What do institutional note buyers look for in due diligence?

Institutional buyers examine payment ledgers, escrow reconciliation records, borrower communication logs, tax and insurance status, and compliance documentation. Notes serviced by a recognized third-party servicer move through this process faster and with fewer price reductions than self-serviced notes.

What is a partial note sale and how does it work?

A partial note sale transfers a defined number of future payments to a buyer in exchange for immediate cash. You receive the lump sum now; the buyer collects those payments from your servicer. After the partial period ends, all remaining payments revert to you. A servicer capable of split-payment routing is required for this structure to function correctly.

How long does it take to sell a seller-financed note?

Full note sales typically close in 30–60 days from buyer identification to funding. Institutional portfolio sales run 60–120 days. Notes with complete professional servicing records move through due diligence faster than notes requiring document reconstruction, which can extend timelines significantly.

Does a borrower refinance count as an exit for a note holder?

Yes. When a borrower refinances through a conventional lender, you receive the full remaining balance with no secondary market discount. Professional servicing strengthens the borrower’s refinance application because servicer-generated payment histories are accepted by conventional lenders as proof of performance.

What happens to my exit options if my borrower goes delinquent?

Delinquency dramatically reduces exit options. Non-performing notes trade at steep discounts—MBA SOSF 2024 data shows non-performing servicing costs nine times higher than performing.

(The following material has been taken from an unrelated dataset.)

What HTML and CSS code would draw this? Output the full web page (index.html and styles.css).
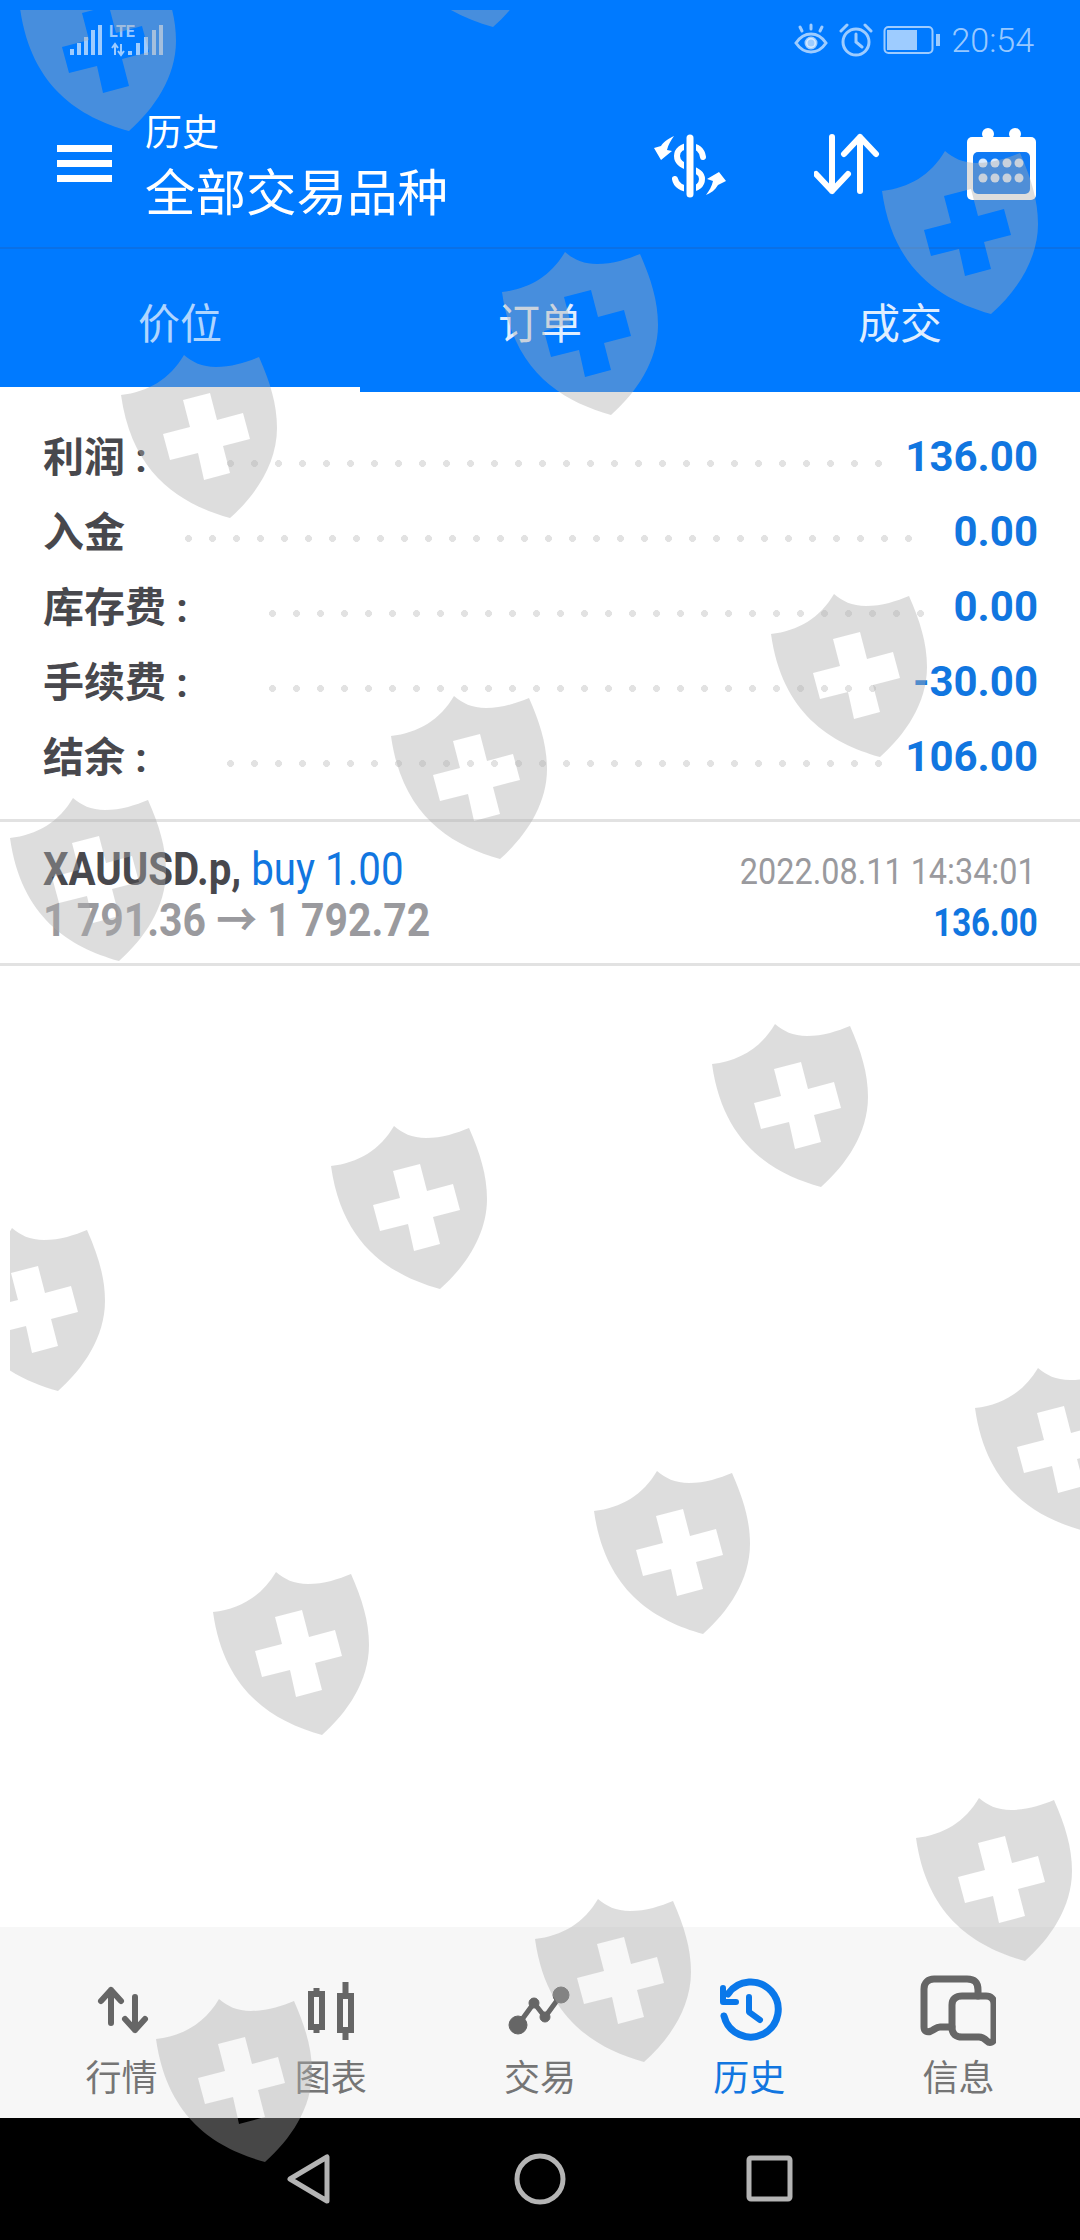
FILE: index.html
```html
<!DOCTYPE html>
<html lang="zh">
  <head>
    <meta charset="UTF-8" />
    <meta name="viewport" content="width=device-width, initial-scale=1.0" />
    <title>历史</title>
    <link rel="stylesheet" href="styles.css">
  </head>
  <body>
    <div class="app">
      <header class="app-header">
        <div class="status-bar">
          <svg class="signal" width="110" height="40" viewBox="0 0 110 40" fill="currentColor">
            <rect x="8" y="29" width="4" height="6"></rect>
            <rect x="15" y="23" width="4" height="12"></rect>
            <rect x="22" y="17" width="4" height="18"></rect>
            <rect x="29" y="10" width="4" height="25"></rect>
            <rect x="36" y="5" width="4" height="30"></rect>
            <text x="47" y="17" class="signal-lte">LTE</text>
            <path class="signal-arrows" d="M53 35V24M50 28l3-4 3 4M59 24v11M56 31l3 4 3-4" fill="none" stroke="currentColor" stroke-width="2"></path>
            <rect x="66" y="31" width="4" height="4"></rect>
            <rect x="74" y="23" width="4" height="12"></rect>
            <rect x="82" y="17" width="4" height="18"></rect>
            <rect x="90" y="10" width="4" height="25"></rect>
            <rect x="97" y="5" width="4" height="30"></rect>
          </svg>
          <div class="status-right">
            <svg width="36" height="36" viewBox="0 0 36 36" fill="none" stroke="currentColor" stroke-width="3" stroke-linecap="round">
              <path d="M3 21c4-6 9-9 15-9s11 3 15 9c-4 6-9 9-15 9s-11-3-15-9z"></path>
              <circle cx="18" cy="21" r="5" fill="currentColor"></circle>
              <path d="M18 7V3M9 9 7 5M27 9l2-4"></path>
            </svg>
            <svg width="34" height="36" viewBox="0 0 34 36" fill="none" stroke="currentColor" stroke-width="3" stroke-linecap="round">
              <circle cx="17" cy="20" r="13"></circle>
              <path d="M17 12v8l6 5M2 9l6-6M32 9l-6-6"></path>
            </svg>
            <svg width="58" height="30" viewBox="0 0 58 30" fill="none" stroke="currentColor">
              <rect x="1.5" y="2" width="48" height="26" rx="4" stroke-width="2"></rect>
              <rect x="4" y="5" width="30" height="20" fill="currentColor" stroke="none"></rect>
              <rect x="53" y="9" width="4" height="12" fill="currentColor" stroke="none"></rect>
            </svg>
            <span class="status-time">20:54</span>
          </div>
        </div>

        <div class="toolbar">
          <div class="menu-icon"><i></i><i></i><i></i></div>
          <div class="toolbar-title">
            <div class="title-small">历史</div>
            <div class="title-large">全部交易品种</div>
          </div>
          <div class="toolbar-actions">
            <svg width="76" height="70" viewBox="14 8 76 70" fill="none" stroke-linecap="round">
              <path d="M63 36C62 29 57 25 50 25 42 25 37 29 37 35 37 42 43 45 50 47 57 50 62 52 62 58 62 64 57 68 50 68 42 68 36 64 35 58" stroke="#fff" stroke-width="6"></path>
              <path d="M50 15V75" stroke="#007aff" stroke-width="12" stroke-linecap="butt"></path>
              <path d="M50 17V73" stroke="#fff" stroke-width="7"></path>
              <path d="M34 15C27 18 23 22 21 25L14 27 21 39 32 30 27 29C28 24 31 19 34 15Z" fill="#fff"></path>
              <path d="M66 74C71 72 75 69 78 64L86 60 79 51 67 58 73 60C72 65 69 70 66 74Z" fill="#fff"></path>
            </svg>
            <svg width="68" height="62" viewBox="2 0 68 62" fill="none" stroke="#fff" stroke-width="6" stroke-linecap="round" stroke-linejoin="round">
              <path d="M20 4v54M4 41l16 17 16-17"></path>
              <path d="M48 58V4M32 21 48 4l16 17"></path>
            </svg>
            <svg width="72" height="74" viewBox="0 0 72 74">
              <rect x="1" y="10" width="69" height="63" rx="5" fill="#fff"></rect>
              <rect x="7" y="25" width="57" height="42" rx="5" fill="#0f7af5"></rect>
              <circle cx="22" cy="7" r="6" fill="#fff"></circle>
              <circle cx="49" cy="7" r="6" fill="#fff"></circle>
              <g fill="#fff" opacity="0.85">
                <circle cx="17" cy="36" r="4.5"></circle><circle cx="29" cy="36" r="4.5"></circle><circle cx="41" cy="36" r="4.5"></circle><circle cx="53" cy="36" r="4.5"></circle>
                <circle cx="17" cy="51" r="4.5"></circle><circle cx="29" cy="51" r="4.5"></circle><circle cx="41" cy="51" r="4.5"></circle><circle cx="53" cy="51" r="4.5"></circle>
              </g>
            </svg>
          </div>
        </div>

        <nav class="tabs">
          <div class="tab tab-active">价位</div>
          <div class="tab">订单</div>
          <div class="tab">成交</div>
        </nav>
      </header>

      <main class="content">
        <section class="summary">
          <div class="summary-row">
            <span class="summary-label">利润 :</span>
            <span class="dots dots-short"></span>
            <span class="summary-value">136.00</span>
          </div>
          <div class="summary-row">
            <span class="summary-label">入金</span>
            <span class="dots dots-deposit"></span>
            <span class="summary-value">0.00</span>
          </div>
          <div class="summary-row">
            <span class="summary-label">库存费 :</span>
            <span class="dots dots-fee"></span>
            <span class="summary-value">0.00</span>
          </div>
          <div class="summary-row">
            <span class="summary-label">手续费 :</span>
            <span class="dots dots-fee"></span>
            <span class="summary-value">-30.00</span>
          </div>
          <div class="summary-row">
            <span class="summary-label">结余 :</span>
            <span class="dots dots-short"></span>
            <span class="summary-value">106.00</span>
          </div>
        </section>

        <section class="trade">
          <div class="trade-left">
            <div class="trade-symbol squeeze">XAUUSD.p, <span class="trade-side">buy 1.00</span></div>
            <div class="trade-price squeeze">1 791.36 → 1 792.72</div>
          </div>
          <div class="trade-right">
            <div class="trade-date squeeze">2022.08.11 14:34:01</div>
            <div class="trade-profit squeeze">136.00</div>
          </div>
        </section>
      </main>

      <nav class="bottom-nav">
        <div class="nav-item">
          <svg width="72" height="72" viewBox="0 0 72 72" fill="none" stroke="#666" stroke-width="6" stroke-linecap="round" stroke-linejoin="round">
            <path d="M25 48V15M15 26l10-11 10 11"></path>
            <path d="M49 22v33M39 44l10 11 10-11"></path>
          </svg>
          <span>行情</span>
        </div>
        <div class="nav-item">
          <svg width="72" height="72" viewBox="0 0 72 72" fill="none" stroke="#666" stroke-width="6">
            <rect x="16" y="19" width="11" height="33"></rect>
            <rect x="45" y="21" width="11" height="34"></rect>
            <path d="M21.500 13v6M21.500 52v6M50.500 7v14M50.500 55v10"></path>
          </svg>
          <span>图表</span>
        </div>
        <div class="nav-item">
          <svg width="72" height="72" viewBox="0 0 72 72" fill="#666" stroke="#666">
            <path d="M14 50 30 28 41 42 57 20" fill="none" stroke-width="5" stroke-linejoin="round"></path>
            <circle cx="14" cy="50" r="9"></circle>
            <circle cx="30" cy="28" r="5"></circle>
            <circle cx="41" cy="42" r="5"></circle>
            <circle cx="57" cy="20" r="8"></circle>
          </svg>
          <span>交易</span>
        </div>
        <div class="nav-item nav-item-active">
          <svg width="72" height="72" viewBox="0 0 72 72" fill="none" stroke="#0a78ea" stroke-width="7" stroke-linecap="round" stroke-linejoin="round">
            <path d="M11 41A27.500 27.500 0 1 0 15 19"></path>
            <path d="M10 13V27H23" stroke-width="6"></path>
            <path d="M36 22V37L47 45" stroke-width="6"></path>
          </svg>
          <span>历史</span>
        </div>
        <div class="nav-item">
          <svg width="76" height="72" viewBox="0 0 76 72" fill="none" stroke="#666" stroke-width="7" stroke-linecap="round" stroke-linejoin="round">
            <path d="M32 52H20c-4 0-6 3-9 4-4 2-7 0-7-4V14c0-6 4-10 10-10h33c7 0 11 3 11 11v6"></path>
            <path d="M42 21h24c5 0 8 3 8 8v34c0 4-4 6-7 3-2-2-4-4-8-4H42c-6 0-10-3-10-9V30c0-6 4-9 10-9z"></path>
          </svg>
          <span>信息</span>
        </div>
      </nav>

      <div class="system-nav">
        <svg width="60" height="60" viewBox="0 0 60 60" fill="none" stroke="#b4b4b4" stroke-width="5" stroke-linejoin="round">
          <path d="M10 30 47 8v44z"></path>
        </svg>
        <svg width="60" height="60" viewBox="0 0 60 60" fill="none" stroke="#b4b4b4" stroke-width="5">
          <circle cx="30" cy="30" r="23"></circle>
        </svg>
        <svg width="60" height="60" viewBox="0 0 60 60" fill="none" stroke="#b4b4b4" stroke-width="5" stroke-linejoin="round">
          <rect x="9" y="9" width="41" height="41" rx="2"></rect>
        </svg>
      </div>

      <!-- watermark over the whole screen -->
      <svg class="watermark" width="1070" height="2230" viewBox="10 10 1070 2230" aria-hidden="true">
        <defs>
          <path id="shield" fill-rule="evenodd" d="M64 1C72 8 82 13 96 13 112 13 127 8 139 3 150 28 157 50 157 74 157 110 135 142 110 164 60 150 12 120 1 41 28 38 50 25 64 1ZM63 46 90 39 97 66 123 59 130 85 103 92 110 119 84 126 78 99 50 106 43 80 70 73Z"></path>
        </defs>
        <g fill="#acacac" fill-opacity="0.41">
          <use href="#shield" x="19" y="-33"></use>
          <use href="#shield" x="383" y="-137"></use>
          <use href="#shield" x="120" y="354"></use>
          <use href="#shield" x="501" y="251"></use>
          <use href="#shield" x="881" y="150"></use>
          <use href="#shield" x="9" y="797"></use>
          <use href="#shield" x="390" y="695"></use>
          <use href="#shield" x="770" y="593"></use>
          <use href="#shield" x="-52" y="1227"></use>
          <use href="#shield" x="330" y="1125"></use>
          <use href="#shield" x="711" y="1023"></use>
          <use href="#shield" x="212" y="1571"></use>
          <use href="#shield" x="593" y="1470"></use>
          <use href="#shield" x="974" y="1367"></use>
          <use href="#shield" x="155" y="1998"></use>
          <use href="#shield" x="534" y="1898"></use>
          <use href="#shield" x="915" y="1797"></use>
        </g>
      </svg>
    </div>
  </body>
</html>
```

FILE: styles.css
```css
:root {
  --blue: #007aff;
  --value: #1176e0;
  --label: #48484d;
  --muted: #9a9a9e;
  --line: #e2e2e2;
}

body {
  margin: 0;
  padding: 0;
  background-color: #fff;
  font-family: Roboto, "Noto Sans CJK SC", sans-serif;
}

svg {
  display: block;
}

.app {
  position: relative;
  width: 1080px;
  height: 2240px;
  overflow: hidden;
  display: flex;
  flex-direction: column;
}

/* header */
.app-header {
  background-color: var(--blue);
  color: #fff;
}

.status-bar {
  height: 80px;
  display: flex;
  align-items: center;
  justify-content: space-between;
  padding: 0 46px 0 62px;
  color: rgba(255, 255, 255, 0.62);
}

.signal-lte {
  font-size: 16px;
  font-weight: 700;
}

.status-right {
  display: flex;
  align-items: center;
  gap: 10px;
}

.status-time {
  font-size: 34px;
  font-weight: 300;
}

.toolbar {
  height: 167px;
  display: flex;
  align-items: center;
  padding: 0 42px 0 57px;
  border-bottom: 2px solid #0a70e6;
}

.menu-icon {
  width: 55px;
  display: flex;
  flex-direction: column;
  gap: 8px;
}

.menu-icon i {
  display: block;
  height: 7px;
  background-color: #fff;
}

.toolbar-title {
  margin-left: 33px;
  flex: 1;
}

.title-small {
  font-size: 37px;
  line-height: 60px;
}

.title-large {
  font-size: 50.500px;
  line-height: 60px;
}

.toolbar-actions {
  display: flex;
  align-items: center;
  gap: 84px;
}

.tabs {
  display: flex;
  height: 143px;
}

.tab {
  flex: 1;
  text-align: center;
  font-size: 42px;
  line-height: 152px;
  color: rgba(255, 255, 255, 0.88);
}

.tab-active {
  height: 138px;
  border-bottom: 5px solid #fff;
  color: rgba(255, 255, 255, 0.7);
}

/* summary */
.content {
  flex: 1;
}

.summary {
  padding: 28px 42px 24px 43px;
  border-bottom: 3px solid var(--line);
}

.summary-row {
  height: 75px;
  display: flex;
  align-items: center;
}

.summary-label {
  font-size: 41px;
  font-weight: 700;
  color: var(--label);
  white-space: pre;
  margin-bottom: 8px;
}

.summary-value {
  font-size: 42px;
  font-weight: 700;
  color: var(--value);
  margin-bottom: 2px;
}

.dots {
  flex: 1;
  height: 7px;
  margin-top: 12px;
  background-image: radial-gradient(circle at 3.500px 3.500px, #e2e2e2 3.200px, transparent 3.700px);
  background-size: 24px 7px;
  background-repeat: repeat-x;
}

.dots-short {
  margin-left: 80px;
  margin-right: 22px;
}

.dots-deposit {
  margin-left: 60px;
  margin-right: 38px;
}

.dots-fee {
  margin-left: 81px;
  margin-right: 24px;
}

/* trade row */
.trade {
  height: 144px;
  box-sizing: border-box;
  padding: 22px 42px 0 43px;
  display: flex;
  justify-content: space-between;
  border-bottom: 3px solid var(--line);
}

.squeeze {
  white-space: nowrap;
}

.trade-left .squeeze {
  transform-origin: left center;
}

.trade-right {
  padding-top: 3px;
  text-align: right;
}

.trade-right .squeeze {
  transform-origin: right center;
}

.trade-symbol {
  font-size: 46px;
  line-height: 50px;
  font-weight: 700;
  color: var(--label);
  transform: scaleX(0.875);
}

.trade-side {
  font-weight: 400;
  color: var(--value);
}

.trade-price {
  margin-top: 1px;
  font-size: 46px;
  line-height: 50px;
  font-weight: 700;
  color: var(--muted);
  transform: scaleX(0.89);
}

.trade-date {
  margin-right: 2px;
  font-size: 36px;
  line-height: 50px;
  color: var(--muted);
  transform: scaleX(0.9);
}

.trade-profit {
  font-size: 38px;
  line-height: 52px;
  font-weight: 700;
  color: var(--value);
  transform: scaleX(0.87);
}

/* bottom bar */
.bottom-nav {
  height: 191px;
  box-sizing: border-box;
  padding: 48px 17px 0;
  display: flex;
  background-color: #f7f7f7;
}

.nav-item {
  flex: 1;
  display: flex;
  flex-direction: column;
  align-items: center;
  font-size: 36px;
  line-height: 64px;
  color: #757575;
}

.nav-item-active {
  color: #1176e0;
}

.system-nav {
  height: 122px;
  display: flex;
  align-items: center;
  justify-content: center;
  gap: 170px;
  background-color: #000;
}

.watermark {
  position: absolute;
  top: 10px;
  left: 10px;
  pointer-events: none;
}
```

Foreclosure timelines average 762 days nationally (ATTOM Q4 2024), and judicial foreclosure costs run $50,000–$80,000. Professional default servicing and early workout intervention preserve value and keep exit options open.


This content is for informational purposes only and does not constitute legal, financial, or regulatory advice. Lending and servicing regulations vary by state. Consult a qualified attorney before structuring any loan.